The Étang de Crovani (Note: Étang may be translated as "pond" or "lagoon".) (Stagnu di Diana) is a coastal lagoon beside the Mediterranean Sea on the west coast of the Haute-Corse department on the French island of Corsica.

==Location==

The Étang de Crovani is on the west coast of Haute-Corse in the commune of Calenzana to the east of the Baie de Crovani.
It is a permanent body of water separated from the sea by a bank of pebbles and gravel.
The lagoon is behind the center of the Crovani beach (or Argentella beach), a beach of small pebbles more than 1 km long, which is known for its natural beauty but is rarely visited by tourists.
It is north of the village of L'Argentella and west of the D81b road, which leads to the village of Vignaccia.

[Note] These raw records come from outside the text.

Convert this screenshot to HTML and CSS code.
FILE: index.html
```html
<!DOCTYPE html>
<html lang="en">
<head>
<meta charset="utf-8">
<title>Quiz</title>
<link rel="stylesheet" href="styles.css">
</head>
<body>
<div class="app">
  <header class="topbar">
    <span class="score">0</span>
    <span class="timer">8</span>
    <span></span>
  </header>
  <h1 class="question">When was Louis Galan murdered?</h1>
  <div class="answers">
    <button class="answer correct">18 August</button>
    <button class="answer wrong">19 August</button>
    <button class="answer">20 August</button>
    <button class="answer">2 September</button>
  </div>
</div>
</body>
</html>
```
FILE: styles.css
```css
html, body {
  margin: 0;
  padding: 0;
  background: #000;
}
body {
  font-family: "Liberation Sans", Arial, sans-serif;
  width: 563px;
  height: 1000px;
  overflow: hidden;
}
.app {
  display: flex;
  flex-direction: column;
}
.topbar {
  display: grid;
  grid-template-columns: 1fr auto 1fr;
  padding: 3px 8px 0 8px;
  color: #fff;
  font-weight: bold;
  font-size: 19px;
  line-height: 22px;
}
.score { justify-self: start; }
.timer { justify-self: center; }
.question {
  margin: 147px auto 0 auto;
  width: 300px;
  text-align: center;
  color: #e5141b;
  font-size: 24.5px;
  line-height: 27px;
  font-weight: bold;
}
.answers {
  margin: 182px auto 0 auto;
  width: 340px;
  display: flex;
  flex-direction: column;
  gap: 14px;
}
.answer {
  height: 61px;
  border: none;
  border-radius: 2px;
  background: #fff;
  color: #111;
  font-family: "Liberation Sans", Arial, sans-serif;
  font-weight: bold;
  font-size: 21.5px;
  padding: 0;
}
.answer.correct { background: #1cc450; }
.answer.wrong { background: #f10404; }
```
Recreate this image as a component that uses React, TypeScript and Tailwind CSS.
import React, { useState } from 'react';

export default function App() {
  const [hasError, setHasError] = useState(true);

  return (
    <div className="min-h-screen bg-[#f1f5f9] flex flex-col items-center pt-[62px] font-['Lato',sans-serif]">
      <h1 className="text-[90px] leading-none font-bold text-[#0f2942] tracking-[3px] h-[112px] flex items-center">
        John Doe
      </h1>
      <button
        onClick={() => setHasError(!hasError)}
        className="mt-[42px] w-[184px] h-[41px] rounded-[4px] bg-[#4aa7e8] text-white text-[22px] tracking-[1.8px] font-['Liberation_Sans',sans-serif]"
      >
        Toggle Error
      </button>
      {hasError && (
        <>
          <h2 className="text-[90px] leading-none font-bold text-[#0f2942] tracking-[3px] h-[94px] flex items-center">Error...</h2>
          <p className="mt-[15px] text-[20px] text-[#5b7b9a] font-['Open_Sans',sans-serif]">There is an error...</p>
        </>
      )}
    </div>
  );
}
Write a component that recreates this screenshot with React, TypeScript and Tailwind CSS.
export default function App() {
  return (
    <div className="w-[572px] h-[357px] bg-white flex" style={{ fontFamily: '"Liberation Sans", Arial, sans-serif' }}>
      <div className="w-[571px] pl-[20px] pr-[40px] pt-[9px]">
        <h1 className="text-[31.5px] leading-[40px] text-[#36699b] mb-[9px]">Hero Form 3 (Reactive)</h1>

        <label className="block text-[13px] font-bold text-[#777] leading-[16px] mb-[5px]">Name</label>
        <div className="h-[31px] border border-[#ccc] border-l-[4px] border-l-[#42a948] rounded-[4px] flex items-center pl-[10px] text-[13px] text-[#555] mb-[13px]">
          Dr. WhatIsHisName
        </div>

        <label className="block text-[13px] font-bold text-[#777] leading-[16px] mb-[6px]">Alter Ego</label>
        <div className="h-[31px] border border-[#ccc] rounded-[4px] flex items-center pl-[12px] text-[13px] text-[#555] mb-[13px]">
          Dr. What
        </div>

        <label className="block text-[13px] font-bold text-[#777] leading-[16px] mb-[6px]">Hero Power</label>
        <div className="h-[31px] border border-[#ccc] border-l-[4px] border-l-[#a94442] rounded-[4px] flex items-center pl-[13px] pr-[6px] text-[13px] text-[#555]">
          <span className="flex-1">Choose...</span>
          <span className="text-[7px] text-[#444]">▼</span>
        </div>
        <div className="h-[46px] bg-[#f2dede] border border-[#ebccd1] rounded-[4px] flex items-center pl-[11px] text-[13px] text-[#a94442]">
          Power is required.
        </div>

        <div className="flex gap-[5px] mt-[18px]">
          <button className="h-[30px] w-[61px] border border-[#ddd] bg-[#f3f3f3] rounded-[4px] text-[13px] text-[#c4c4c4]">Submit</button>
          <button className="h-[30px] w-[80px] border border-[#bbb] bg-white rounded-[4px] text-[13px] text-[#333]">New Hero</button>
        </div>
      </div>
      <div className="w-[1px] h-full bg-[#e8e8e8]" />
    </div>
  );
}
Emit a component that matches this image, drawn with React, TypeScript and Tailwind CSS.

The lagoon and surrounding marshes cover 52.95 ha.
Altitude ranges from 0 to 19 m.
The main tributary is the 6.15 km Ruisseau de Marconcellu.

==Ecology==

The site is owned by the Conservatoire du littoral.
It is classified as a Zone naturelle d'intérêt écologique, faunistique et floristique (ZNIEFF) Continentale de type 1.

The lagoon is surrounded by a belt of tamarix trees and some grasslands dominated by bulrushes and rushes.
The coastal barrier has a dense mosaic of mastic (Pistacia lentiscus) trees.
It does not attract many birds due to its small size, but could be used as a stopover by migrating birds or as a wintering place in very cold winters.
The Köppen climate classification is Csb : Warm-summer Mediterranean climate.